16. En présence de ces prises de position, la Cour fait remarquer que, si elle a reconnu dans l'arrêt Hansen & Balle - compte tenu de l'état d'évolution du droit communautaire - la légitimité de certaines exonérations ou de certains allègements fiscaux, c'est à la condition, pour les Etats membres qui font usage de ces possibilités, d'en étendre le bénéfice de manière non discriminatoire aux produits importés se trouvant dans le mêmes conditions. Il est à souligner que la légitimité de ces pratiques a été reconnue notamment en vue de permettre le maintien de productions ou d'entreprises qui, sans ces faveurs fiscales particulières, ne seraient plus rentables en raison de l'élévation des coûts de production. Par contre, les considérations exprimées dans l'arrêt cité ne sauraient être comprises comme pouvant légitimer des différenciations fiscales de caractère discriminatoire ou protecteur.
Sur l'objet et le cadre du litige particulier
17. Les termes dans lesquels la Commission a introduit son recours contre la République française appellent certaines observations préliminaires en ce qui concerne l'objet du litige. Alors que, selon les conclusions de la requête, la Commission demande à la Cour de déclarer que la République française aurait manqué à l'article 95 du traité CEE " en appliquant un régime de taxation différentielle en matière d'eaux-de-vie ", il apparaît de la teneur même de la requête et des développements ultérieurs de l'affaire que le recours ne concerne, en réalité, que certains éléments de la législation française en la matière, à savoir l'imposition différentielle, d'une part, des genièvres et des autres boissons alcooliques provenant de la distillation des céréales et, d'autre part, des eaux-de-vie de vin et de fruits. Plus concrètement, la Commission se réfère surtout à la différence d'imposition de deux produits typiques et bien connus, le Whisky et le Cognac.
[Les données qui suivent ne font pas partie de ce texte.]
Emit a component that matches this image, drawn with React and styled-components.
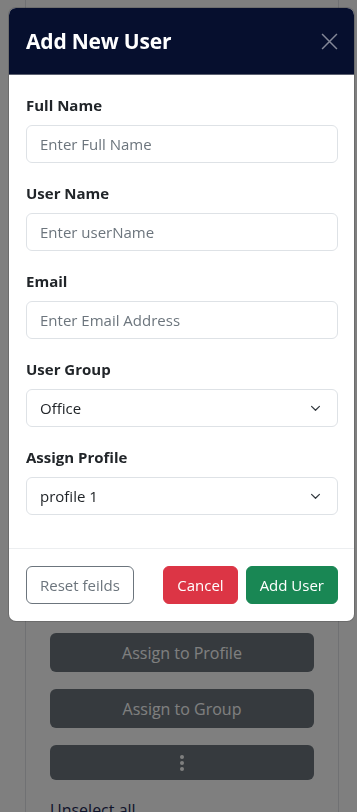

18. Le Gouvernement français a contesté cette manière de poser le problème, alors que les catégories d'imposition retenues par la Commission ne correspondraient ni a la terminologie de la législation, ni a la pratique fiscale françaises.
19. Cette objection préliminaire du Gouvernement français est justifiée. Il importe, dès lors, de rappeler la teneur des dispositions mises en cause par le recours de la Commission, à savoir les articles 403 et 406 du Code général des impôts, en vue de déterminer l'objet du litige en des termes adaptes à l'état de la législation française. Cette législation étant soumise à des modifications annuelles par l'effet des lois de finance successives, elle est citée ci-après dans l'état où elle se trouvait à la date de l'audience de la Cour.
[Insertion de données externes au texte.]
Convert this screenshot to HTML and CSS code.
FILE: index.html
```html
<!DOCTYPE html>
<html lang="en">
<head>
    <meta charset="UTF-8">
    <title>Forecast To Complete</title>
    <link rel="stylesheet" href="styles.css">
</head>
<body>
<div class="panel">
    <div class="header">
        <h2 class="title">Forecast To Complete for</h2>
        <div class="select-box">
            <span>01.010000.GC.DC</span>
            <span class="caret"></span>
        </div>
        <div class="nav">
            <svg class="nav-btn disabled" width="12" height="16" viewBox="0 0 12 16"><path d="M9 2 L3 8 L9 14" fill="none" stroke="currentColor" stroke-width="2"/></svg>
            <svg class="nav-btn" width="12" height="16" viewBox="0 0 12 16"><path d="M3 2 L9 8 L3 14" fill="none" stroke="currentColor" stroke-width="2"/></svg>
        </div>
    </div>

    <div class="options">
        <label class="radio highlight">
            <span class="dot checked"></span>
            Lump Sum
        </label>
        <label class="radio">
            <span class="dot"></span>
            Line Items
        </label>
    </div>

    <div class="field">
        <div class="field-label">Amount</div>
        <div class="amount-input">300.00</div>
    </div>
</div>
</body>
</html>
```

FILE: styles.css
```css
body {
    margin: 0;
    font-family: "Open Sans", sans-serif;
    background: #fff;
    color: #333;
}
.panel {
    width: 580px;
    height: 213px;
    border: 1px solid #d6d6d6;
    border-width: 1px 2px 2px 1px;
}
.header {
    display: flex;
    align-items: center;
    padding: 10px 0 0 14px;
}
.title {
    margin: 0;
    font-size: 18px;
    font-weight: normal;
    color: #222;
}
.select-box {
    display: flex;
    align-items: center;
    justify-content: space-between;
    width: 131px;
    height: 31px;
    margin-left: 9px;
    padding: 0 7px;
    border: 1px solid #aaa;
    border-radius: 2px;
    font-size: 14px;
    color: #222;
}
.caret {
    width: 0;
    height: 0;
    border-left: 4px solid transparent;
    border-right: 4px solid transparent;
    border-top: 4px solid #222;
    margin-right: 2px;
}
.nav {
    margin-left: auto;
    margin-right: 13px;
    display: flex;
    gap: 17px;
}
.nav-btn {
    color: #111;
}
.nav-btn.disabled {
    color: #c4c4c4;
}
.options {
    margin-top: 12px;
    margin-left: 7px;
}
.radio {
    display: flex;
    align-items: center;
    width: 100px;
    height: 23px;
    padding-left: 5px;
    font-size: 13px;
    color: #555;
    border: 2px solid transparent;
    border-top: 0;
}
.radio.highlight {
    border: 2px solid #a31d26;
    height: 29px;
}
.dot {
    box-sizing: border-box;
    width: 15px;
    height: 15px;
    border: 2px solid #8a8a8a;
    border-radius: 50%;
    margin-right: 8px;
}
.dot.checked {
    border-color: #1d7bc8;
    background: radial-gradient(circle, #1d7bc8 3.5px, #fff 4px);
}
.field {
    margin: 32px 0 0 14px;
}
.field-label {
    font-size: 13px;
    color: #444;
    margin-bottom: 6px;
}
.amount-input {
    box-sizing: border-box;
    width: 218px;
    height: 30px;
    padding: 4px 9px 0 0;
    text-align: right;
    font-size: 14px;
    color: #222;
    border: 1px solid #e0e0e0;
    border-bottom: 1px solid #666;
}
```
20. Aux termes de l'article 403 du Code général des impôts, tous les alcools supportent un " droit de consommation ", dont le tarif est fixé par hectolitre d'alcool pur. Les montants sont déterminés par le même article, d'abord pour certains produits nommément désignés (dont aucun n'est en cause dans la présente procédure), ensuite pour " tous les autres produits ". Le taux fixé pour cette catégorie globale est de 4 270 francs/hl.
21. Selon l'article 406 du même Code, certains produits alcooliques sont soumis en outre à un " droit de fabrication ", dont le tarif par hectolitre d'alcool pur est fixé aux montants suivants :
- à 2 110 francs " pour les boissons alcooliques provenant de la distillation des céréales et les spiritueux vendus sous la même dénomination que ces boissons, à l'exception des genièvres " et
- à 710 francs " pour toutes les autres boissons à base d'alcool susceptibles d'être consommées comme apéritif ainsi que pour les apéritifs à base de vin, le Vermouth, les vins de liqueur et assimilés ne bénéficiant pas d'une appellation d'origine contrôlée, les vins doux naturels soumis au régime fiscal de l'alcool et les genièvres ".
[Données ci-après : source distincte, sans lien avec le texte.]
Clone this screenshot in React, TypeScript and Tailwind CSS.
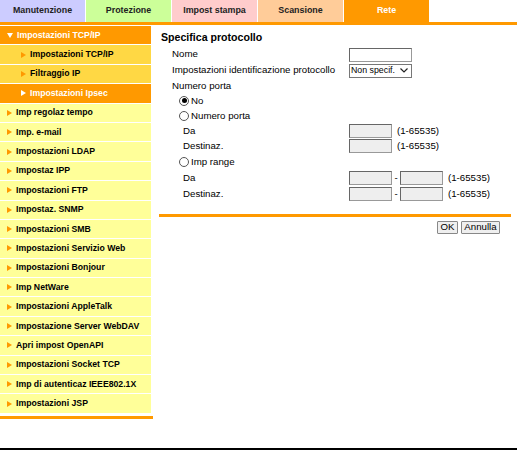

22. Il résulte de ce qui précède que, si toutes les eaux-de-vie, y compris les eaux-de-vie de vin et de fruits sont soumises uniformément au même " droit de consommation ", le genièvre et les autres eaux-de-vie de céréales sont frappés, en sus, du " droit de fabrication ".
23. Il apparaît ainsi que le recours de la Commission ne concerne que trois types de produits qui, pour être à la fois importants et représentatifs, sont loin d'épuiser toute la gamme des produits alcooliques visés par le Code des impôts. En particulier, ainsi que le Gouvernement français l'a fait remarquer, le recours n'englobe pas les " spiritueux anisés ", dont le traitement fiscal est assimilé à celui des boissons alcooliques provenant de la distillation des céréales, ni la catégorie des " apéritifs ", soumis au même régime que les genièvres.
24. Bien qu'il eut pu paraître plus adéquat d'examiner dans son ensemble le régime d'imposition des boissons alcooliques en France, afin notamment de pouvoir apprécier dans une vue globale la question de la similitude des différents produits, on ne saurait cependant contester l'objectivité de la présentation que la Commission à faite des éléments du litige en ce qui concerne le traitement fiscal appliqué aux trois catégories de produits qu'elle a choisi de retenir, a savoir, les eaux-de-vie de céréales, le genièvre et les eaux-de-vie de vin et de fruits.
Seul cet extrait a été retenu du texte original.